#### INPUT MATERIAL

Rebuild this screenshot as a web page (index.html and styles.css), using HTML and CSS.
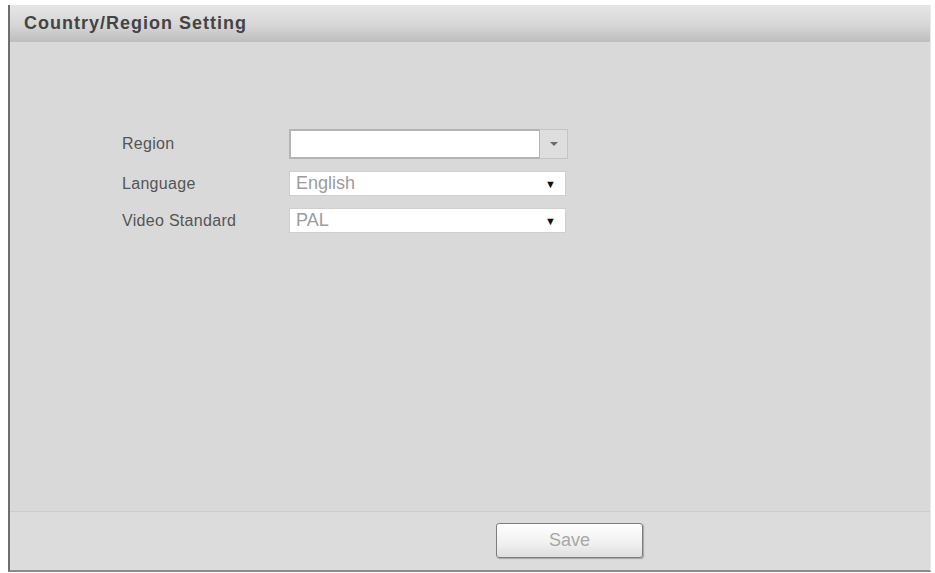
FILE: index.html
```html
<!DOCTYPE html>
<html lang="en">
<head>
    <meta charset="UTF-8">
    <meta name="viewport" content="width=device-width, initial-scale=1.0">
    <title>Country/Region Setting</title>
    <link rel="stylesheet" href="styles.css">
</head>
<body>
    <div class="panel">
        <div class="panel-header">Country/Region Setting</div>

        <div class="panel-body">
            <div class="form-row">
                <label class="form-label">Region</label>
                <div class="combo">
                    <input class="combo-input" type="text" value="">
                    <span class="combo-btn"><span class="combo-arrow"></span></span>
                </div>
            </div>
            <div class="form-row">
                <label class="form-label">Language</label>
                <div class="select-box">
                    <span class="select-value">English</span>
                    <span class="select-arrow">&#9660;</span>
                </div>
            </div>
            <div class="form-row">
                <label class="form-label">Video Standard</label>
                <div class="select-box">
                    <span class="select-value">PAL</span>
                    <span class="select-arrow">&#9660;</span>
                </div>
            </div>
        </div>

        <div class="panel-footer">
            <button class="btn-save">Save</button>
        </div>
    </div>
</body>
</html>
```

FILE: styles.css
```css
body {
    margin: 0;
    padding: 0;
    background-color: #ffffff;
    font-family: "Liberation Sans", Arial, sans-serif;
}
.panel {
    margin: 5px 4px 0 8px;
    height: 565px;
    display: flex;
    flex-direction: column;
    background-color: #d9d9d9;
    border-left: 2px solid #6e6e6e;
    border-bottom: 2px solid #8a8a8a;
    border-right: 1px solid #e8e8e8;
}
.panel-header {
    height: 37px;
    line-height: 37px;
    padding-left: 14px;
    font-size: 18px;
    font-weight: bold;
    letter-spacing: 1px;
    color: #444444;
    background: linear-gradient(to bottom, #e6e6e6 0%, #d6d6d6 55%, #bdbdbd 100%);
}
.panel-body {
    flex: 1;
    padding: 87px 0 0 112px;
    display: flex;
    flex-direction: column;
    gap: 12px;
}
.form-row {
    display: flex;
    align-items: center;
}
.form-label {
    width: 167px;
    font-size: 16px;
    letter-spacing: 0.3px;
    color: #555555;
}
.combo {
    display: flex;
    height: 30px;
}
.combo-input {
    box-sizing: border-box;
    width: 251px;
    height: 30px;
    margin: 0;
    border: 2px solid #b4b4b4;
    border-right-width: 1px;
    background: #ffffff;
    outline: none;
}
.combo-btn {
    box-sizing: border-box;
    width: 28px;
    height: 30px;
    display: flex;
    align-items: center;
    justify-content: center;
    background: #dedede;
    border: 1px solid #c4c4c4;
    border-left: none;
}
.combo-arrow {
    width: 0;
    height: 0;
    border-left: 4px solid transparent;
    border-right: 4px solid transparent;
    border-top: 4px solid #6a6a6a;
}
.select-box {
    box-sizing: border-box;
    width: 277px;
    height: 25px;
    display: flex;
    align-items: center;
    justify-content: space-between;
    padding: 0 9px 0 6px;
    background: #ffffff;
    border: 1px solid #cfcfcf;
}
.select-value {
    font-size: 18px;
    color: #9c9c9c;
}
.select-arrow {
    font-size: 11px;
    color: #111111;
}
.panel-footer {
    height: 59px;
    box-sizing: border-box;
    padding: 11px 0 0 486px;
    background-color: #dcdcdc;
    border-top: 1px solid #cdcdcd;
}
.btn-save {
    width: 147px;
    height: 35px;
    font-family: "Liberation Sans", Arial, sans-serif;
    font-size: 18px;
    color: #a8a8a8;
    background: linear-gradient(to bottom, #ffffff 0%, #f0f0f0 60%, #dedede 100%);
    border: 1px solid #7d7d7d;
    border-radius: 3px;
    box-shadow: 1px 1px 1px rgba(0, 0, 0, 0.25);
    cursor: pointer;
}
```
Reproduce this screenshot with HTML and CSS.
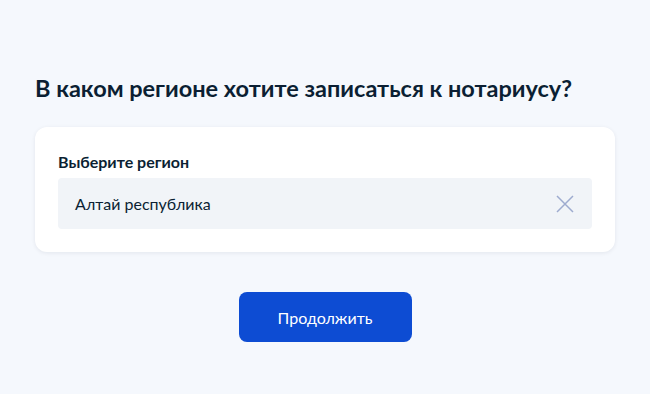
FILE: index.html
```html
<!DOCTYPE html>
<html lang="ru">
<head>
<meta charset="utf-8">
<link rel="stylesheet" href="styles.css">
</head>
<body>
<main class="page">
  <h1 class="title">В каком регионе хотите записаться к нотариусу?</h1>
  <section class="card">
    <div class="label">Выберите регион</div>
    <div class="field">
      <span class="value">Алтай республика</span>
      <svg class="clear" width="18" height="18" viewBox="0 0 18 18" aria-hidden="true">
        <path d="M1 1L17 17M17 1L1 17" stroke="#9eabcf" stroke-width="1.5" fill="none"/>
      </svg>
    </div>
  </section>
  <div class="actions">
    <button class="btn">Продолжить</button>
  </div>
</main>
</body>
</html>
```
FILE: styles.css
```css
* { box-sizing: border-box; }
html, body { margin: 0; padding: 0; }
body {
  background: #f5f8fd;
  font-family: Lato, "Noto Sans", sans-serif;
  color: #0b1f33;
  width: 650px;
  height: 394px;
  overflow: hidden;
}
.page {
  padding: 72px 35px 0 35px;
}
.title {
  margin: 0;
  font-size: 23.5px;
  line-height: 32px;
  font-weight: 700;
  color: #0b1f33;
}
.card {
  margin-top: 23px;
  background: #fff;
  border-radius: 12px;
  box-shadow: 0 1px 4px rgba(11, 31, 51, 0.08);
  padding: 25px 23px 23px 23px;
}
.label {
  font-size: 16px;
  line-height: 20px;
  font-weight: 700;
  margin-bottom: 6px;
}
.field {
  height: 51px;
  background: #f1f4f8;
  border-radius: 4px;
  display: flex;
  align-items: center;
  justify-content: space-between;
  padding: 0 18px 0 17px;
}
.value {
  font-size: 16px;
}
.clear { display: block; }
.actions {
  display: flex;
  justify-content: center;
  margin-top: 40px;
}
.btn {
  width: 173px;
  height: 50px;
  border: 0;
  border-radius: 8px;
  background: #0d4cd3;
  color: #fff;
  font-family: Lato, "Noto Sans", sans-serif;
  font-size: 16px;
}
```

########

TASK STATEMENT
Without including any pictures, print all of the material exactly as given.

WRITTEN SOLUTION
Rebuild this screenshot as a web page (index.html and styles.css), using HTML and CSS.
FILE: index.html
```html
<!DOCTYPE html>
<html lang="en">
<head>
    <meta charset="UTF-8">
    <meta name="viewport" content="width=device-width, initial-scale=1.0">
    <title>Country/Region Setting</title>
    <link rel="stylesheet" href="styles.css">
</head>
<body>
    <div class="panel">
        <div class="panel-header">Country/Region Setting</div>

        <div class="panel-body">
            <div class="form-row">
                <label class="form-label">Region</label>
                <div class="combo">
                    <input class="combo-input" type="text" value="">
                    <span class="combo-btn"><span class="combo-arrow"></span></span>
                </div>
            </div>
            <div class="form-row">
                <label class="form-label">Language</label>
                <div class="select-box">
                    <span class="select-value">English</span>
                    <span class="select-arrow">&#9660;</span>
                </div>
            </div>
            <div class="form-row">
                <label class="form-label">Video Standard</label>
                <div class="select-box">
                    <span class="select-value">PAL</span>
                    <span class="select-arrow">&#9660;</span>
                </div>
            </div>
        </div>

        <div class="panel-footer">
            <button class="btn-save">Save</button>
        </div>
    </div>
</body>
</html>
```

FILE: styles.css
```css
body {
    margin: 0;
    padding: 0;
    background-color: #ffffff;
    font-family: "Liberation Sans", Arial, sans-serif;
}
.panel {
    margin: 5px 4px 0 8px;
    height: 565px;
    display: flex;
    flex-direction: column;
    background-color: #d9d9d9;
    border-left: 2px solid #6e6e6e;
    border-bottom: 2px solid #8a8a8a;
    border-right: 1px solid #e8e8e8;
}
.panel-header {
    height: 37px;
    line-height: 37px;
    padding-left: 14px;
    font-size: 18px;
    font-weight: bold;
    letter-spacing: 1px;
    color: #444444;
    background: linear-gradient(to bottom, #e6e6e6 0%, #d6d6d6 55%, #bdbdbd 100%);
}
.panel-body {
    flex: 1;
    padding: 87px 0 0 112px;
    display: flex;
    flex-direction: column;
    gap: 12px;
}
.form-row {
    display: flex;
    align-items: center;
}
.form-label {
    width: 167px;
    font-size: 16px;
    letter-spacing: 0.3px;
    color: #555555;
}
.combo {
    display: flex;
    height: 30px;
}
.combo-input {
    box-sizing: border-box;
    width: 251px;
    height: 30px;
    margin: 0;
    border: 2px solid #b4b4b4;
    border-right-width: 1px;
    background: #ffffff;
    outline: none;
}
.combo-btn {
    box-sizing: border-box;
    width: 28px;
    height: 30px;
    display: flex;
    align-items: center;
    justify-content: center;
    background: #dedede;
    border: 1px solid #c4c4c4;
    border-left: none;
}
.combo-arrow {
    width: 0;
    height: 0;
    border-left: 4px solid transparent;
    border-right: 4px solid transparent;
    border-top: 4px solid #6a6a6a;
}
.select-box {
    box-sizing: border-box;
    width: 277px;
    height: 25px;
    display: flex;
    align-items: center;
    justify-content: space-between;
    padding: 0 9px 0 6px;
    background: #ffffff;
    border: 1px solid #cfcfcf;
}
.select-value {
    font-size: 18px;
    color: #9c9c9c;
}
.select-arrow {
    font-size: 11px;
    color: #111111;
}
.panel-footer {
    height: 59px;
    box-sizing: border-box;
    padding: 11px 0 0 486px;
    background-color: #dcdcdc;
    border-top: 1px solid #cdcdcd;
}
.btn-save {
    width: 147px;
    height: 35px;
    font-family: "Liberation Sans", Arial, sans-serif;
    font-size: 18px;
    color: #a8a8a8;
    background: linear-gradient(to bottom, #ffffff 0%, #f0f0f0 60%, #dedede 100%);
    border: 1px solid #7d7d7d;
    border-radius: 3px;
    box-shadow: 1px 1px 1px rgba(0, 0, 0, 0.25);
    cursor: pointer;
}
```
Reproduce this screenshot with HTML and CSS.
FILE: index.html
```html
<!DOCTYPE html>
<html lang="ru">
<head>
<meta charset="utf-8">
<link rel="stylesheet" href="styles.css">
</head>
<body>
<main class="page">
  <h1 class="title">В каком регионе хотите записаться к нотариусу?</h1>
  <section class="card">
    <div class="label">Выберите регион</div>
    <div class="field">
      <span class="value">Алтай республика</span>
      <svg class="clear" width="18" height="18" viewBox="0 0 18 18" aria-hidden="true">
        <path d="M1 1L17 17M17 1L1 17" stroke="#9eabcf" stroke-width="1.5" fill="none"/>
      </svg>
    </div>
  </section>
  <div class="actions">
    <button class="btn">Продолжить</button>
  </div>
</main>
</body>
</html>
```
FILE: styles.css
```css
* { box-sizing: border-box; }
html, body { margin: 0; padding: 0; }
body {
  background: #f5f8fd;
  font-family: Lato, "Noto Sans", sans-serif;
  color: #0b1f33;
  width: 650px;
  height: 394px;
  overflow: hidden;
}
.page {
  padding: 72px 35px 0 35px;
}
.title {
  margin: 0;
  font-size: 23.5px;
  line-height: 32px;
  font-weight: 700;
  color: #0b1f33;
}
.card {
  margin-top: 23px;
  background: #fff;
  border-radius: 12px;
  box-shadow: 0 1px 4px rgba(11, 31, 51, 0.08);
  padding: 25px 23px 23px 23px;
}
.label {
  font-size: 16px;
  line-height: 20px;
  font-weight: 700;
  margin-bottom: 6px;
}
.field {
  height: 51px;
  background: #f1f4f8;
  border-radius: 4px;
  display: flex;
  align-items: center;
  justify-content: space-between;
  padding: 0 18px 0 17px;
}
.value {
  font-size: 16px;
}
.clear { display: block; }
.actions {
  display: flex;
  justify-content: center;
  margin-top: 40px;
}
.btn {
  width: 173px;
  height: 50px;
  border: 0;
  border-radius: 8px;
  background: #0d4cd3;
  color: #fff;
  font-family: Lato, "Noto Sans", sans-serif;
  font-size: 16px;
}
```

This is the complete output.